Apparently Downton bobbins were unique to the area, being of a slim shape tapering to a point and abut 3 - 3 1/2 inches long. The designs used on them included one "rather like a repeated Celtic cross in a square shield, in red and black alternately." Other motifs included "twigs, branches, pot-plants, pheasants, fishes, hearts, suns, crosses and stars, and also a few snakes, ships and human figures." They were made from "native species of wood such as box, plum, yew, may, spindle, cherry, apple, oak and occasionally from (imported) ebony" and were usually hand-whittled up until the 20th century.
The quality of the lace was dependent upon the quality of the thread, the finest being Nunns Thread, which was also apparently renowned in Castle Cary, over the Somerset border. various types of lace were made and the booklet states that: "the Downton/Midlands Point Ground/Lille type was being made together with Bedfordshire, Torchon, Honiton and Russian Tape laces. Many of the subtle differences in working method which distinguish the downton patterns are in evidence amongst the samples collected (in the Museum). There was apparently always an ongoing desire to expand the repertoire, and some ofo the patterns were from as far afield as Russia, Sweden and Armenia, quite apart from the nearly-local (!) ones from Malmesbury, Wilts and Buckinghamshire. A total of more than 550 patterns have been recorded. Some of them were named after local people - Mrs Moody, Mrs Rolfe, Miss Gain, and local places - Romsey and Downton Daisy. Commemorative patterns were called Princess, Duchess and Princess Alexandra, whilst grumbling tummies were perhaps responsible for Buns and Butter, Orange, Lemon, Cheese-cutter, Eggs and Rasher, and Strawberry.
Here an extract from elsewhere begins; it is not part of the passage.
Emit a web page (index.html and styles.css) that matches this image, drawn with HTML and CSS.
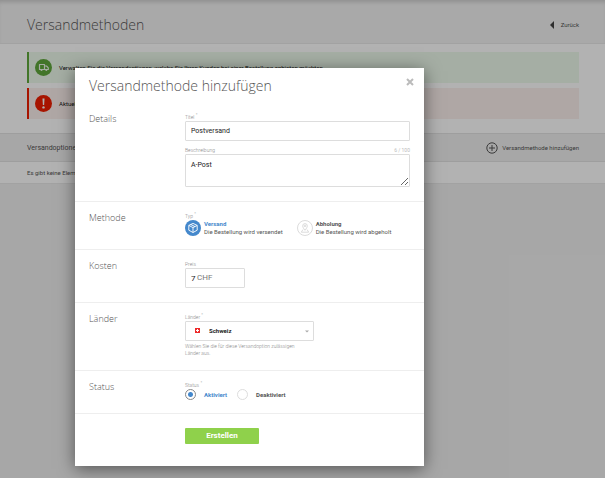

There were also The Doll, The Rattle, Bat and Ball, Propellers, the River, Rabbits, owls, Horseshoe, The Shell, The Button, Ace of Clubs and Ace of Diamonds. There were even a Big and Little Idiot!!!
If you are in Salisbury or would like a special day out, do visit Salisbury Museum and make a point of looking up the Downton Lace display, where dozens of different samples are on display.